Some sketches work better than others. Longlegs, Terrifier, and Weapons were my favorites, while others like Sinners, The Substance, and Get Out count on recreating those films’ most iconic scenes, not that differently from the cringeworthy sketches that open the Academy Awards, where the joke is less “here is something funny” and more “you saw this movie too, right?” Once in a while, it throws in a surprise cameo or references an unexpected movie, but most of the time it follows the formula very faithfully.

Using the recent Scream and Halloween films as the spine is both obvious and limiting. On paper, it makes sense, since both franchises have already spent years talking about legacy sequels, nostalgia, fan culture, and old characters being dragged back into new horrors. At the same time, those films were already making fun of themselves, and building a spoof around them means the movie is often parodying something that has already done half the job.
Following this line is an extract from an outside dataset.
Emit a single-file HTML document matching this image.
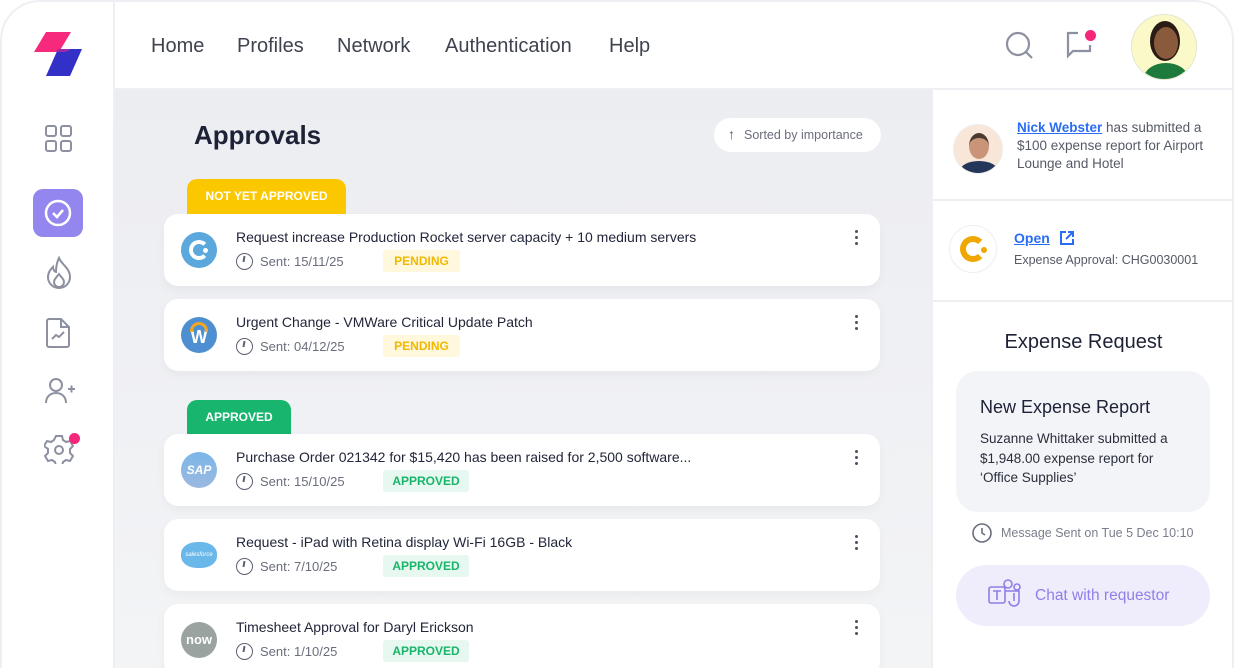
<!DOCTYPE html>
<html><head><style>
*{box-sizing:border-box;margin:0;padding:0}
html,body{width:1234px;height:668px;overflow:hidden}
body{background:#fff;font-family:"Liberation Sans",sans-serif;color:#1f2337;position:relative}
.frame{position:absolute;left:0;top:0;width:1234px;height:668px;border-radius:40px 40px 0 0;overflow:hidden;background:#fff}
.bord{position:absolute;left:0;top:0;width:1234px;height:668px;border:2px solid #eeeff2;border-bottom:none;border-radius:40px 40px 0 0;pointer-events:none}
.side{position:absolute;left:0;top:0;width:115px;height:668px;background:#fff;border-right:2px solid #eeeff2}
.head{position:absolute;left:115px;top:0;right:0;height:90px;background:#fff;border-bottom:2px solid #eeeff2}
.nav{position:absolute;top:35px;font-size:20px;color:#3f4350}
.main{position:absolute;left:115px;top:90px;width:816px;height:578px;background:linear-gradient(#ecedf1,#f3f4f6)}
.right{position:absolute;left:931px;top:90px;right:0;height:578px;background:#fff;border-left:2px solid #eeeff2}
.card{position:absolute;left:164px;width:716px;height:72px;background:#fff;border-radius:14px;box-shadow:0 4px 10px rgba(0,0,0,.04)}
.card .ic{position:absolute;left:17px;top:18px;width:36px;height:36px;border-radius:50%}
.card .t{position:absolute;left:72px;top:15px;font-size:14px;color:#22263a}
.card .s{position:absolute;left:72px;top:39px;font-size:13px;color:#6a6e7c;display:flex;align-items:center;gap:7px}
.clk{width:17px;height:17px;border:1.6px solid #5c6072;border-radius:50%;position:relative}
.clk:after{content:"";position:absolute;left:6px;top:2px;width:1.5px;height:6px;background:#5c6072;transform:rotate(10deg)}
.badge{position:absolute;left:219px;top:36px;height:22px;width:86px;border-radius:3px;font-size:12px;font-weight:bold;text-align:center;line-height:22px}
.pend{background:#fff8dc;color:#f2b800;width:77px}
.appr{background:#e6f8ef;color:#19b56a}
.dots{position:absolute;right:22px;top:16px;width:3px}
.dots i{display:block;width:3px;height:3px;background:#4c5060;border-radius:50%;margin-bottom:3px}
.tab{position:absolute;left:187px;height:36px;border-radius:10px 10px 0 0;color:#fff;font-size:12px;font-weight:bold;text-align:center;line-height:34px}
.sicon{position:absolute;left:44px}
</style></head><body>
<div class="frame">
<div class="side">
 <svg style="position:absolute;left:34px;top:32px" width="50" height="46"><polygon points="12,0 37,0 25,20 0,20" fill="#f6297c"/><polygon points="24,17 48,17 36,44 12,44" fill="#3330c8"/><polygon points="24,17 37,17 32,20 22,20" fill="#9a2aa8"/></svg>
 <svg class="sicon" style="top:124px" width="29" height="29" fill="none" stroke="#8d90a0" stroke-width="2"><rect x="2" y="2" width="10" height="10" rx="2"/><rect x="17" y="2" width="10" height="10" rx="2"/><rect x="2" y="17" width="10" height="10" rx="2"/><rect x="17" y="17" width="10" height="10" rx="2"/></svg>
 <div style="position:absolute;left:33px;top:189px;width:50px;height:48px;border-radius:10px;background:#9386ee"></div>
 <svg style="position:absolute;left:42px;top:197px" width="32" height="32" fill="none" stroke="#fff" stroke-width="2.5"><circle cx="16" cy="16" r="12"/><path d="M11 16l4 4 6-7"/></svg>
 <svg class="sicon" style="top:256px" width="30" height="34" fill="none" stroke="#8d90a0" stroke-width="2"><path d="M15 2c2 6 11 10 11 19a11 11 0 0 1-22 0c0-5 3-8 5-10 0 3 2 5 3 5 0-5 1-10 3-14z"/><path d="M10 26c0-3 3-5 5-8 2 3 5 5 5 8a5 5 0 0 1-10 0z"/></svg>
 <svg class="sicon" style="top:317px" width="28" height="32" fill="none" stroke="#8d90a0" stroke-width="2"><path d="M5 2h12l8 8v18a2 2 0 0 1-2 2H5a2 2 0 0 1-2-2V4a2 2 0 0 1 2-2z"/><path d="M17 2v8h8"/><path d="M8 22l4-4 3 2 5-5"/></svg>
 <svg class="sicon" style="top:377px" width="32" height="28" fill="none" stroke="#8d90a0" stroke-width="2"><circle cx="12" cy="8" r="6"/><path d="M2 26c0-6 4-10 10-10s10 4 10 10"/><path d="M24 12h7M27.5 8.5v7"/></svg>
 <svg class="sicon" style="top:434px" width="30" height="30" fill="none" stroke="#8d90a0" stroke-width="2"><path d="M12 2h6l1 4 3 2 4-1 3 5-3 3v4l3 3-3 5-4-1-3 2-1 4h-6l-1-4-3-2-4 1-3-5 3-3v-4L0 12l3-5 4 1 3-2z"/><circle cx="15" cy="16" r="4"/></svg>
 <div style="position:absolute;left:69px;top:433px;width:11px;height:11px;border-radius:50%;background:#f5267a"></div>
</div>
<div class="head">
 <span class="nav" style="left:36px">Home</span>
 <span class="nav" style="left:122px">Profiles</span>
 <span class="nav" style="left:222px">Network</span>
 <span class="nav" style="left:330px">Authentication</span>
 <span class="nav" style="left:494px">Help</span>
 <svg style="position:absolute;left:890px;top:31px" width="30" height="30" fill="none" stroke="#8d90a0" stroke-width="2.2"><circle cx="13" cy="13" r="11"/><path d="M21 21l6 6"/></svg>
 <svg style="position:absolute;left:949px;top:30px" width="34" height="32" fill="none" stroke="#8d90a0" stroke-width="2.2"><path d="M14 3H4v23l5-5h17v-6"/></svg>
 <div style="position:absolute;left:970px;top:30px;width:11px;height:11px;border-radius:50%;background:#f5267a"></div>
 <div style="position:absolute;left:1016px;top:14px;width:66px;height:66px;border-radius:50%;background:#fbf9c8;border:1px solid #e5e5d0;overflow:hidden">
  <div style="position:absolute;left:18px;top:6px;width:30px;height:40px;border-radius:50%;background:#2a1b14"></div>
  <div style="position:absolute;left:22px;top:12px;width:24px;height:32px;border-radius:50%;background:#8a5a3c"></div>
  <div style="position:absolute;left:12px;top:48px;width:44px;height:30px;border-radius:50% 50% 0 0;background:#1e7a3c"></div>
 </div>
</div>
<div class="main">
 <div style="position:absolute;left:79px;top:30px;font-size:26px;font-weight:bold;color:#1d2236">Approvals</div>
 <div style="position:absolute;left:599px;top:28px;width:167px;height:34px;border-radius:17px;background:#fff;font-size:12.5px;color:#6a6e7c;line-height:34px;padding-left:30px">Sorted by importance<span style="position:absolute;left:14px;top:-1px;font-size:14px;color:#555">↑</span></div>
</div>
<div class="tab" style="top:179px;width:159px;background:#fbc800">NOT YET APPROVED</div>
<div class="tab" style="top:400px;width:104px;background:#17b56d">APPROVED</div>

<div class="card" style="top:214px"><div class="ic" style="background:#5aa8dc"><div style="position:absolute;left:8px;top:8px;width:20px;height:20px;border:4px solid #fff;border-right-color:transparent;border-radius:50%"></div><div style="position:absolute;left:22px;top:16px;width:5px;height:5px;background:#fff;border-radius:50%"></div></div><div class="t">Request increase Production Rocket server capacity + 10 medium servers</div><div class="s"><span class="clk"></span>Sent: 15/11/25</div><div class="badge pend">PENDING</div><div class="dots"><i></i><i></i><i></i></div></div>
<div class="card" style="top:299px"><div class="ic" style="background:#4d8fd0;color:#fff;font-weight:bold;font-size:18px;text-align:center;line-height:40px">W<div style="position:absolute;left:9px;top:5px;width:18px;height:10px;border:3px solid #f5a623;border-bottom:none;border-radius:10px 10px 0 0"></div></div><div class="t">Urgent Change - VMWare Critical Update Patch</div><div class="s"><span class="clk"></span>Sent: 04/12/25</div><div class="badge pend">PENDING</div><div class="dots"><i></i><i></i><i></i></div></div>
<div class="card" style="top:434px"><div class="ic" style="background:linear-gradient(#7ab7e8,#9cb8e0);color:#fff;font-weight:bold;font-size:12px;text-align:center;line-height:36px;font-style:italic">SAP</div><div class="t">Purchase Order 021342 for $15,420 has been raised for 2,500 software...</div><div class="s"><span class="clk"></span>Sent: 15/10/25</div><div class="badge appr">APPROVED</div><div class="dots"><i></i><i></i><i></i></div></div>
<div class="card" style="top:519px"><div class="ic" style="background:#6ab7ea;border-radius:45%;height:26px;top:23px;color:#fff;font-size:6px;text-align:center;line-height:26px;font-style:italic">salesforce</div><div class="t">Request - iPad with Retina display Wi-Fi 16GB - Black</div><div class="s"><span class="clk"></span>Sent: 7/10/25</div><div class="badge appr">APPROVED</div><div class="dots"><i></i><i></i><i></i></div></div>
<div class="card" style="top:604px"><div class="ic" style="background:#9aa39f;color:#fff;font-weight:bold;font-size:13px;text-align:center;line-height:36px">now</div><div class="t">Timesheet Approval for Daryl Erickson</div><div class="s"><span class="clk"></span>Sent: 1/10/25</div><div class="badge appr">APPROVED</div><div class="dots"><i></i><i></i><i></i></div></div>

<div class="right">
 <div style="position:absolute;left:20px;top:34px;width:50px;height:50px;border-radius:50%;background:#f8e6d8;border:1px solid #eee;overflow:hidden"><div style="position:absolute;left:15px;top:8px;width:20px;height:26px;border-radius:50%;background:#c99478;border-top:5px solid #4a3a30"></div><div style="position:absolute;left:6px;top:36px;width:38px;height:20px;border-radius:50% 50% 0 0;background:#24365a"></div></div>
 <div style="position:absolute;left:84px;top:29px;font-size:13.5px;line-height:18px;color:#555a66;width:188px"><span style="color:#2a6df4;font-weight:bold;text-decoration:underline">Nick Webster</span> has submitted a $100 expense report for Airport Lounge and Hotel</div>
 <div style="position:absolute;left:0;right:0;top:109px;border-top:2px solid #eeeff2"></div>
 <div style="position:absolute;left:16px;top:135px;width:48px;height:48px;border-radius:50%;border:1px solid #eee"><div style="position:absolute;left:10px;top:10px;width:26px;height:26px;border:6px solid #f0a800;border-right-color:transparent;border-radius:50%"></div><div style="position:absolute;left:31px;top:21px;width:6px;height:6px;background:#f0a800;border-radius:50%"></div></div>
 <div style="position:absolute;left:81px;top:140px;font-size:14px;font-weight:bold;color:#2a6df4;text-decoration:underline">Open</div>
 <svg style="position:absolute;left:126px;top:140px" width="16" height="16" fill="none" stroke="#2a6df4" stroke-width="2"><path d="M7 2H2v12h12V9M9 2h5v5M14 2L7 9"/></svg>
 <div style="position:absolute;left:81px;top:163px;font-size:12.5px;color:#555a66">Expense Approval: CHG0030001</div>
 <div style="position:absolute;left:0;right:0;top:210px;border-top:2px solid #eeeff2"></div>
 <div style="position:absolute;left:0;width:301px;top:241px;text-align:center;font-size:20px;color:#1d2236">Expense Request</div>
 <div style="position:absolute;left:23px;top:281px;width:254px;height:141px;border-radius:22px;background:#f3f4f7"></div>
 <div style="position:absolute;left:47px;top:307px;font-size:18px;color:#1d2236">New Expense Report</div>
 <div style="position:absolute;left:47px;top:339px;font-size:13.5px;line-height:19.5px;color:#2a2e3c;width:215px">Suzanne Whittaker submitted a $1,948.00 expense report for ‘Office Supplies’</div>
 <svg style="position:absolute;left:39px;top:433px" width="20" height="20" fill="none" stroke="#6a6e7c" stroke-width="1.6"><circle cx="10" cy="10" r="9"/><path d="M10 5v5l3 2"/></svg>
 <div style="position:absolute;left:68px;top:436px;font-size:12.5px;color:#7a7e8c">Message Sent on Tue 5 Dec 10:10</div>
 <div style="position:absolute;left:23px;top:475px;width:254px;height:61px;border-radius:31px;background:#efedfb"></div>
 <svg style="position:absolute;left:55px;top:489px" width="34" height="32" fill="none" stroke="#8f7fe8" stroke-width="1.6"><rect x="1" y="8" width="16" height="16" rx="2"/><path d="M5 12h8M9 12v9"/><circle cx="20" cy="5" r="4"/><circle cx="29" cy="8" r="3"/><path d="M17 12h14v10a5 5 0 0 1-10 0M26 14v8"/></svg>
 <div style="position:absolute;left:102px;top:497px;font-size:15.5px;color:#8f7fe8">Chat with requestor</div>
</div>
</div>
<div class="bord"></div>
</body></html>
It also inherits their biggest weakness: too much time spent with younger characters who are never as compelling or as memorable (and, in this case, as funny and strange) as the originals. The opening 30 minutes, in particular, are a slog with the focus on its three main new characters.

There is pleasure in seeing Anna Faris and Regina Hall return to these roles. Faris has always understood Cindy as more than just a blank parody heroine and once again plays the stupidity with total sincerity. Hall remains even better, despite her ugly wig, and seeing her return to the same chaotic energy after her subdued performance in One Battle After Another is great. The two commit to the absurdity, at times, as if they are in an actual horror film. Marlon Wayans never quite worked for me, and here he doubles down on the exaggerated, Eddie Murphy-like “funny” expressions and weed jokes that did not change my mind.

As usual, the jokes are hit and miss. The movie is better when it steps slightly outside the references and builds its own absurd situations, like a young man trying to apply Marlon Wayans’ ridiculous ‘going down’ advice in real life. But much of the material feels tired, including a stabbing gag in which a line is formed to stab a character, which has been done better in many Naked Gun films. For me, the rate was about one small chuckle for every ten attempts that passed straight.

FINAL THOUGHTS

That is the strange thing about reviewing a movie like this. Roger Ebert opened his original Scary Movie review by calling films like this “the most unreviewable,” because they reject almost every normal measure we use to decide whether a movie is good. Plot, character, structure, dialogue, emotion, none of it matters much here. What matters is whether the jokes hit, and for me, most of them did not.

Still, I can see its appeal. Horror has given the franchise more than enough new material, and bringing back Faris, Hall, and the Wayans brothers lends this entry more legitimacy than a random studio revival would have. But the movie also proves how hard it is to make this formula feel fresh now. Horror has become more self-aware, audiences have become more fluent in genre references, and the internet already turns every major release into a parody within days. Recognition is not enough.

For viewers nostalgic for the original franchise, that may be enough, especially watching Faris and Hall act ridiculous again without ever winking too hard at the camera. But as proof that the theatrical spoof is back, this feels less like a comeback than a reminder of why it disappeared in the first place. Now, I think we can take another 13-year break, right?